Dr Daisy Fancourt, one of the authors of the report, has worked forensically over many years to investigate the ways in which these outcomes occur: how the component elements of arts activities trigger psychological, physiological, social and behavioural responses that are themselves causally linked with positive health and well-being outcomes. In addressing the question that the noble Baroness, Lady Bennett, has introduced today, it is worth considering each of these in turn.

Fancourt’s work points to how the aesthetic and emotional components of art provide opportunities for understanding and exploring emotions. They allow opportunities for emotional regulation and stress reduction, and all these are key to how we manage mental health. The cognitive stimulation in art supports learning and skills development, which is beneficial in itself but is also interrelated with mental illnesses such as depression. Group interactions through arts activities improve social capital and reduce prejudice and discrimination between different groups. The physicality of arts activities reduces sedentary behaviours, improving fitness, flexibility and bone health and linking to reductions in depression. This is what the research tells us.

Schools taking part in the Artsmark programme show us what this looks like in action.
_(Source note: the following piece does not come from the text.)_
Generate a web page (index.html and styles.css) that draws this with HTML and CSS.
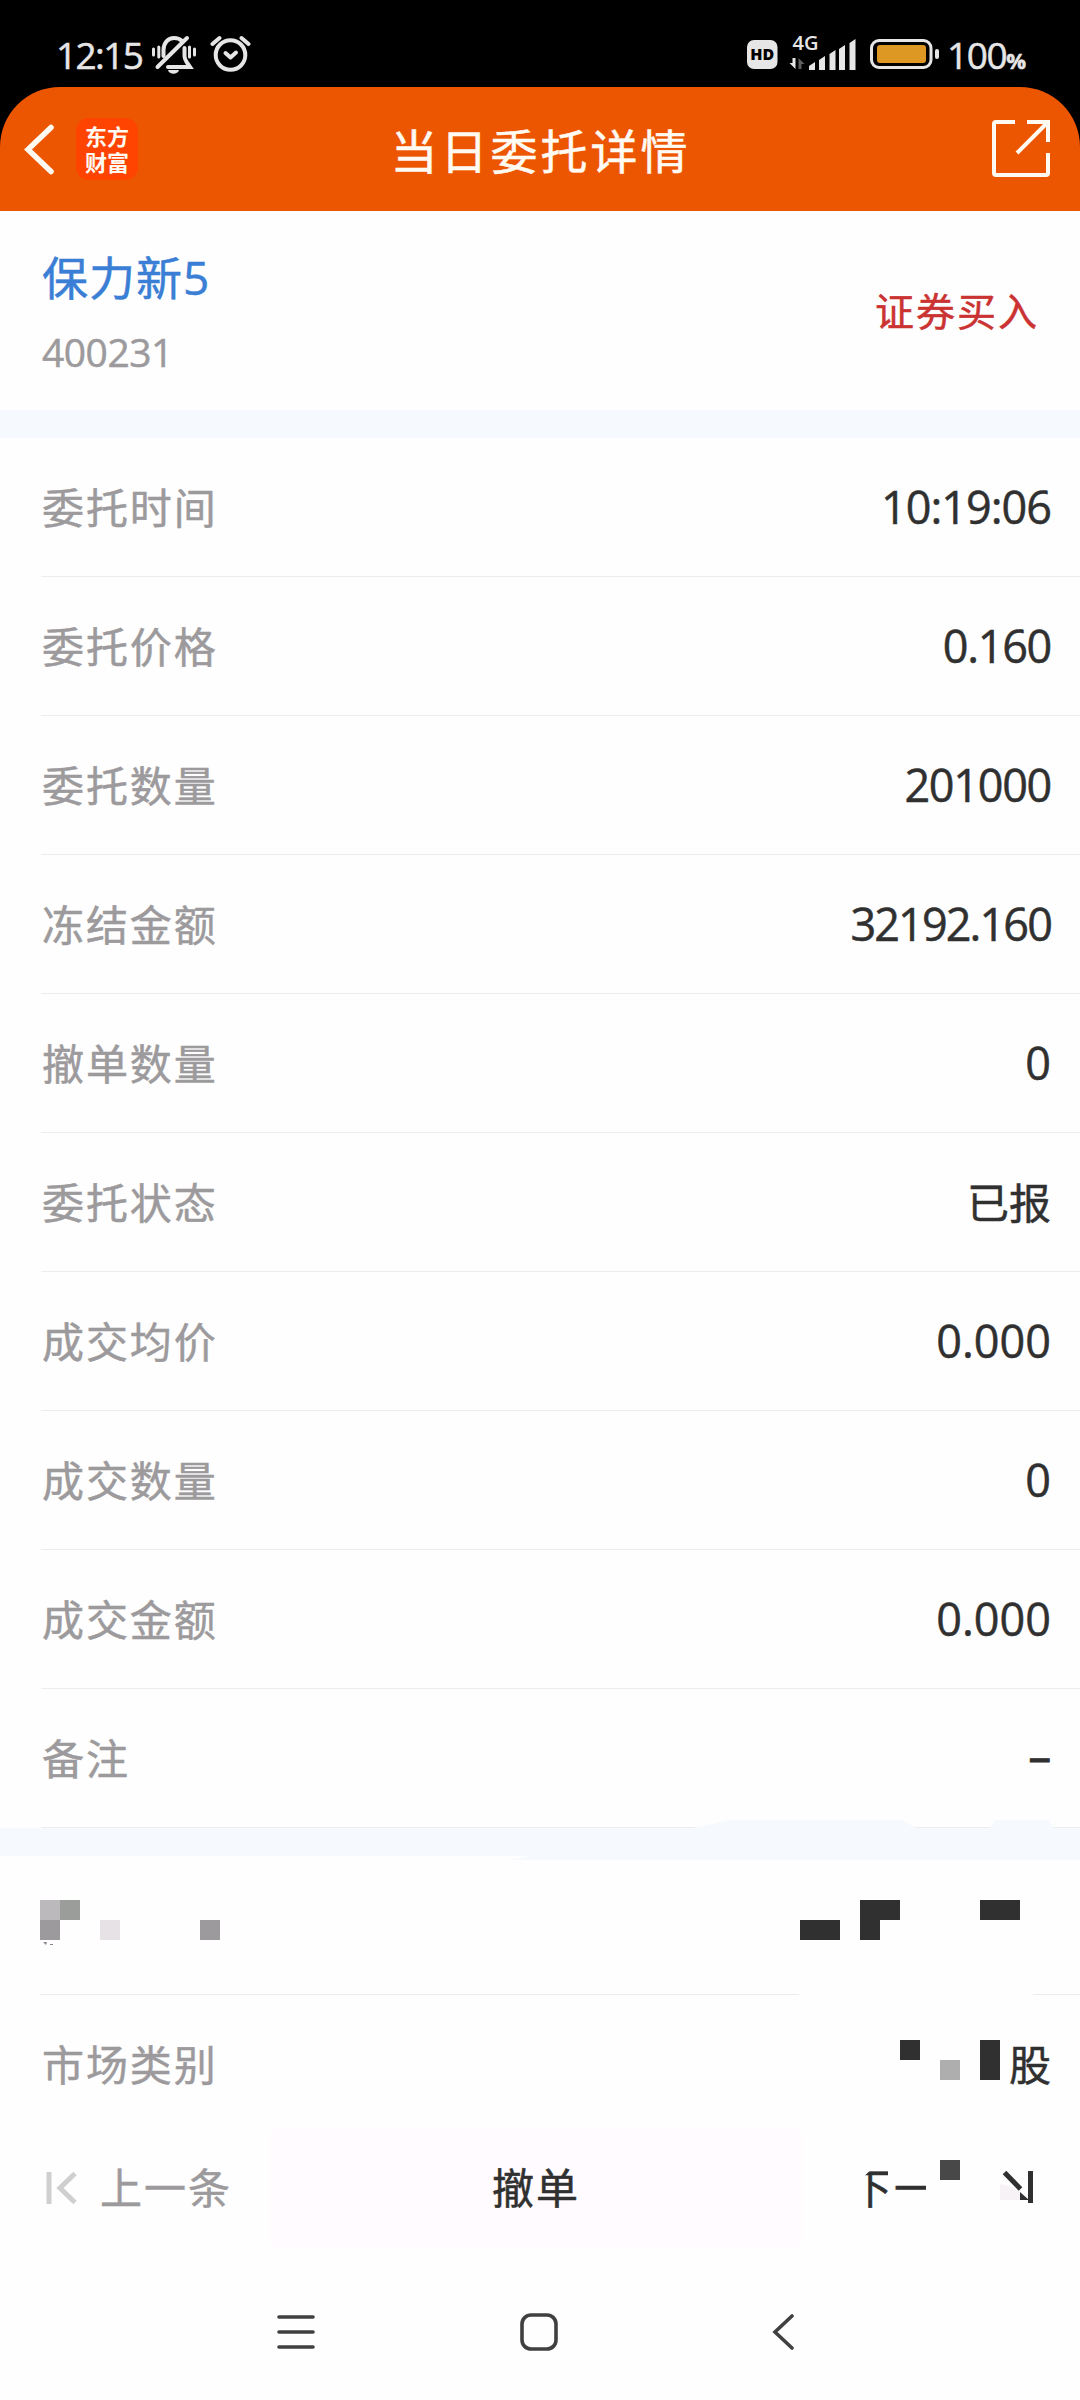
FILE: index.html
```
<!DOCTYPE html>
<html lang="zh-CN">
<head>
    <meta charset="UTF-8">
    <meta name="viewport" content="width=device-width, initial-scale=1.0">
    <title>当日委托详情</title>
    <link rel="stylesheet" href="styles.css">
</head>
<body>
    <div class="status-bar">
        <span class="clock">12:15</span>
        <svg class="status-left" width="100" height="40" viewBox="151 35 100 40">
            <!-- muted bell -->
            <g fill="none" stroke="#e6e6e6" stroke-width="4" stroke-linecap="round">
                <path d="M153.500 49v6M158.800 47v10M189.500 47v10M194.500 49v6" stroke-width="3"/>
                <path d="M163.500 56v-6c0-7 4.500-12 10.500-12 3 0 6 1 8 3M184.500 48v8c0 4 2 6 5.500 11h-22"/>
                <path d="M157.500 67L187 38"/>
            </g>
            <path d="M168 70h11c-1 5-10 5-11 0z" fill="#e6e6e6"/>
            <!-- alarm -->
            <g fill="none" stroke="#e6e6e6" stroke-width="4" stroke-linecap="round" stroke-linejoin="round">
                <circle cx="230.500" cy="55" r="14.800"/>
                <path d="M225.500 53l5 4.500 5.500-5"/>
                <path d="M212.500 44l7-6M241.500 38l7 6"/>
            </g>
        </svg>
        <svg class="status-right" width="196" height="48" viewBox="746 27 196 48">
            <rect x="747" y="40" width="30.500" height="29" rx="7" fill="#e6e6e6"/>
            <text class="hd" x="762.300" y="60">HD</text>
            <text class="net" x="792.500" y="50">4G</text>
            <path d="M795.500 58v11l-6-6h3v-5z" fill="#e6e6e6"/>
            <path d="M798.500 69V58l6 6h-3v5z" fill="#5c605f"/>
            <path d="M809 70v-4l6-4v8zM819 70V60l6-4v14zM829.500 70V54l6-4v20zM839 70V49l6-4v25zM849.500 70V43l6-4v31z" fill="#e6e6e6"/>
            <rect x="871.500" y="40.500" width="59.500" height="27" rx="7.500" fill="none" stroke="#e6e6e6" stroke-width="3"/>
            <rect x="877" y="45" width="49" height="18" rx="3" fill="#dd9723"/>
            <rect x="935" y="49" width="4" height="10" rx="2" fill="#e6e6e6"/>
        </svg>
        <span class="battery">100<small>%</small></span>
    </div>

    <header class="top-bar">
        <svg class="back" width="34" height="56" viewBox="22 120 34 56">
            <path d="M51 126.500L28 148.500l23 22" fill="none" stroke="#fffaf2" stroke-width="5.500" stroke-linecap="round"/>
        </svg>
        <div class="logo">东方<br>财富</div>
        <h1>当日委托详情</h1>
        <svg class="share" width="60" height="60" viewBox="991 119 60 60">
            <path d="M1015 122h-19q-2 0-2 2v49q0 2 2 2h50q2 0 2-2v-20M1027 122h21v20M1017 153l31-31" fill="none" stroke="#fffaf2" stroke-width="4"/>
        </svg>
    </header>

    <section class="stock">
        <div>
            <h2>保力新5</h2>
            <p>400231</p>
        </div>
        <span class="side">证券买入</span>
    </section>

    <main class="list">
        <div class="row"><span>委托时间</span><b class="time">10:19:06</b></div>
        <div class="row"><span>委托价格</span><b class="tight">0.160</b></div>
        <div class="row"><span>委托数量</span><b class="tight">201000</b></div>
        <div class="row"><span>冻结金额</span><b class="tighter">32192.160</b></div>
        <div class="row"><span>撤单数量</span><b>0</b></div>
        <div class="row"><span>委托状态</span><b class="cn">已报</b></div>
        <div class="row"><span>成交均价</span><b>0.000</b></div>
        <div class="row"><span>成交数量</span><b>0</b></div>
        <div class="row"><span>成交金额</span><b>0.000</b></div>
        <div class="row"><span>备注</span><b class="dash">–</b></div>
    </main>

    <svg class="band" width="1080" height="40" viewBox="0 1820 1080 40">
        <path d="M0 1828h693l38-8h170l16 8h73l5-8h54l5 8h26v32H510l19-4H0z" fill="#f6faff"/>
    </svg>

    <section class="list">
        <!-- account row is masked -->
        <div class="row masked">
            <svg width="180" height="48" viewBox="40 1900 180 48">
                <path d="M40 1900h20v20H40z" fill="#bbb9bb"/>
                <path d="M60 1900h20v20H60z" fill="#9b9d9a"/>
                <path d="M40 1920h20v20H40zM200 1920h20v20h-20z" fill="#9c9a9c"/>
                <path d="M100 1920h20v20h-20z" fill="#e6e2e5"/>
                <path d="M43 1942h4l-1 3zM50 1944h3v1h-3z" fill="#888"/>
            </svg>
            <svg width="220" height="48" viewBox="800 1900 220 48">
                <path d="M800 1920h40v20h-40zM860 1900h40v20h-20v20h-20zM980 1900h40v20h-40z" fill="#303030"/>
            </svg>
        </div>
        <div class="row market">
            <span>市场类别</span>
            <b class="cn">
                <svg width="100" height="40" viewBox="900 2040 100 40">
                    <path d="M900 2040h20v20h-20zM980 2040h20v40h-20z" fill="#303030"/>
                    <path d="M940 2060h20v20h-20z" fill="#aeaeae"/>
                </svg>股
            </b>
        </div>
    </section>

    <footer class="actions">
        <div class="prev">
            <svg width="32" height="36" viewBox="45 2169 32 36">
                <path d="M49 2171v32M75 2172.500L60 2187l15 14.500" fill="none" stroke="#d0cfd0" stroke-width="5"/>
            </svg>
            <span>上一条</span>
        </div>
        <button type="button">撤单</button>
        <div class="next">
            <span>下一</span>
            <svg width="100" height="48" viewBox="936 2158 100 48">
                <path d="M940 2160h20v20h-20z" fill="#484848"/>
                <path d="M1000 2184q12 2 20 8v8h-20z" fill="#f6f2f5"/>
                <path d="M1004.500 2172.500l16 16.500M1030.500 2171v32" fill="none" stroke="#303030" stroke-width="5"/>
                <path d="M1020 2192l9 8h-9z" fill="#303030"/>
            </svg>
        </div>
    </footer>

    <nav class="system-nav">
        <svg width="38" height="38" viewBox="0 0 38 38"><path d="M2 4h34M2 19h34M2 34h34"/></svg>
        <svg width="38" height="38" viewBox="0 0 38 38"><rect x="2" y="2" width="34" height="34" rx="9"/></svg>
        <svg width="22" height="38" viewBox="0 0 22 38"><path d="M20 3L3 19l17 16"/></svg>
    </nav>
</body>
</html>
```
FILE: styles.css
```
* {
    box-sizing: border-box;
}

body {
    margin: 0;
    width: 1080px;
    height: 2400px;
    overflow: hidden;
    background: linear-gradient(#000 200px, #fefefe 200px);
    font-family: "Open Sans", "Noto Sans CJK SC", sans-serif;
    color: #303030;
    -webkit-text-stroke: 0.5px;
}

svg {
    display: block;
    flex: none;
}

h1, h2, p {
    margin: 0;
    font-weight: normal;
}

/* status bar */
.status-bar {
    height: 87px;
    padding: 35px 54px 12px 56px;
    display: flex;
    align-items: flex-start;
    background: #000;
    color: #e6e6e6;
    line-height: 40px;
}

.clock {
    width: 95px;
    font-size: 37px;
    font-weight: 500;
    letter-spacing: -1.6px;
}

.status-right {
    margin-top: -8px;
    margin-left: auto;
}

.hd {
    font: 800 16px "Open Sans", sans-serif;
    text-anchor: middle;
    fill: #000;
    -webkit-text-stroke: 0;
}

.net {
    font: 600 20px "Open Sans", sans-serif;
    fill: #e6e6e6;
    -webkit-text-stroke: 0;
}

.battery {
    width: 84px;
    padding-left: 5px;
    font-size: 37px;
    font-weight: 500;
    letter-spacing: -1.4px;
    white-space: nowrap;
}

.battery small {
    font-size: 22px;
    font-weight: 700;
}

/* title bar */
.top-bar {
    height: 124px;
    padding: 0 29px 0 22px;
    display: grid;
    grid-template-columns: 54px 62px 1fr 110px;
    align-items: center;
    background: #ed5600;
    border-radius: 60px 60px 0 0;
    color: #fffaf2;
}

.logo {
    height: 62px;
    padding-top: 4px;
    border-radius: 13px;
    background: #ff4300;
    font: 700 22px/26px "Noto Sans CJK SC", sans-serif;
    text-align: center;
    -webkit-text-stroke: 0;
}

.top-bar h1 {
    padding: 3px 0 0 2px;
    font-size: 47px;
    letter-spacing: 3px;
    line-height: 60px;
    text-align: center;
}

.share {
    justify-self: end;
}

/* stock name */
.stock {
    height: 199px;
    padding: 7px 42px 0 42px;
    display: flex;
    justify-content: space-between;
    align-items: center;
    background: #fefefe;
}

.stock h2 {
    font-size: 46px;
    line-height: 66px;
    letter-spacing: 1px;
    color: #3a7fd5;
}

.stock p {
    margin-top: 9px;
    font-size: 39px;
    line-height: 66px;
    letter-spacing: -0.5px;
    color: #9c9a9c;
}

.side {
    padding-bottom: 10px;
    margin-right: -1px;
    font-size: 39px;
    letter-spacing: 2px;
    color: #cb3232;
}

/* detail rows */
.list {
    background: #fefefe;
}

.stock + .list {
    border-top: 28px solid #f6faff;
}

.row {
    height: 139px;
    padding-right: 29px;
    margin-left: 41px;
    display: flex;
    justify-content: space-between;
    align-items: center;
    border-bottom: 1px solid #ececec;
    font-size: 42px;
    line-height: 60px;
}

.row span {
    padding: 1px 0 0 1px;
    letter-spacing: 1.9px;
    color: #9c9a9c;
}

.row b {
    font-size: 45px;
    font-weight: normal;
}

.row .time {
    letter-spacing: -1px;
}

.row .tight {
    letter-spacing: -1.3px;
}

.row .tighter {
    letter-spacing: -1.9px;
}

.row .cn {
    padding-top: 1px;
    display: flex;
    align-items: center;
    gap: 10px;
    font-size: 42px;
}

.row .dash {
    padding-bottom: 4px;
    -webkit-text-stroke: 1px;
}

.band {
    margin: -8px 0 -4px;
    position: relative;
}

.masked {
    padding: 0 60px 4px 0;
    margin-left: 40px;
    border-bottom: 0;
    background: linear-gradient(90deg, #ececec 759px, transparent 759px 993px, #ececec 993px) bottom / 100% 1px no-repeat;
}

.list .market {
    height: 132px;
    padding-top: 7px;
    border: 0;
}

.market svg {
    margin: -10px -1px 0 0;
}

/* bottom buttons */
.actions {
    height: 121px;
    display: grid;
    grid-template-columns: 270px 532px 1fr;
    font-size: 42px;
    line-height: 60px;
}

.prev {
    padding-left: 45px;
    display: flex;
    align-items: center;
    gap: 23px;
    letter-spacing: 2px;
    color: #9c9a9c;
}

.actions button {
    padding: 0;
    border: 0;
    border-radius: 8px;
    background: #fffbff;
    color: #303030;
    font: inherit;
    letter-spacing: 2px;
}

.next {
    padding-left: 48px;
    display: flex;
    align-items: center;
}

.next span {
    width: 86px;
    letter-spacing: 2px;
    white-space: nowrap;
    clip-path: polygon(15px 18px, 23px 10px, 38px 10px, 38px 24px, 76px 24px, 76px 60px, 15px 60px);
}

.next svg {
    margin-top: -12px;
}

/* android navigation */
.system-nav {
    height: 152px;
    padding: 16px 286px 0 277px;
    display: grid;
    grid-template-columns: 243px 1fr 22px;
    align-items: center;
}

.system-nav svg {
    fill: none;
    stroke: #404040;
    stroke-width: 3.6;
    stroke-linecap: round;
}
```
Artsmark offers schools a framework and support to embed creativity across the curriculum, addressing school improvement priorities, and 89% of Artsmark schools report improvements in pupils’ well-being and resilience. They point to positive impacts on mental health, enhanced intercultural understanding and stronger connections forged between staff, pupils, families and local communities. Schools also report improvements in punctuality, student engagement and attendance, underlining the important point noted earlier by the noble Baroness, Lady Bennett, about creating environments that encourage children and their parents to engage with school.

Partnership working is key to success and, in the best-case scenarios, a network of commissioners, providers and agencies across education, culture, voluntary and faith sectors, as well as local authorities, work together to provide children with rich, culturally diverse and locally connected arts opportunities. I urge the Minister to follow the progress of Culture Start, a three-year city-based cross-sector partnership launching this year in Sunderland, which will span social housing and the voluntary, cultural and youth sectors, as well as education, to provide young people with cultural experiences that help to mitigate some of the impacts of growing up in poverty.

Research and lived experience demonstrate how arts activities and experiences can support schools in caring for the mental health and well-being of children and in fostering family and community connections. The evidence is clear, the outcomes evident. There are, of course, other routes for children to access arts activities, at home and in the community, but if we want all children to enjoy the developmental, educational and social benefits associated with arts engagement, school—a universal experience—is surely the best route to ensuring universal access.

I know that, in responding, the Minister will reiterate her commitment to ensuring that all children have access to these opportunities through education. I will finish by welcoming that commitment in advance.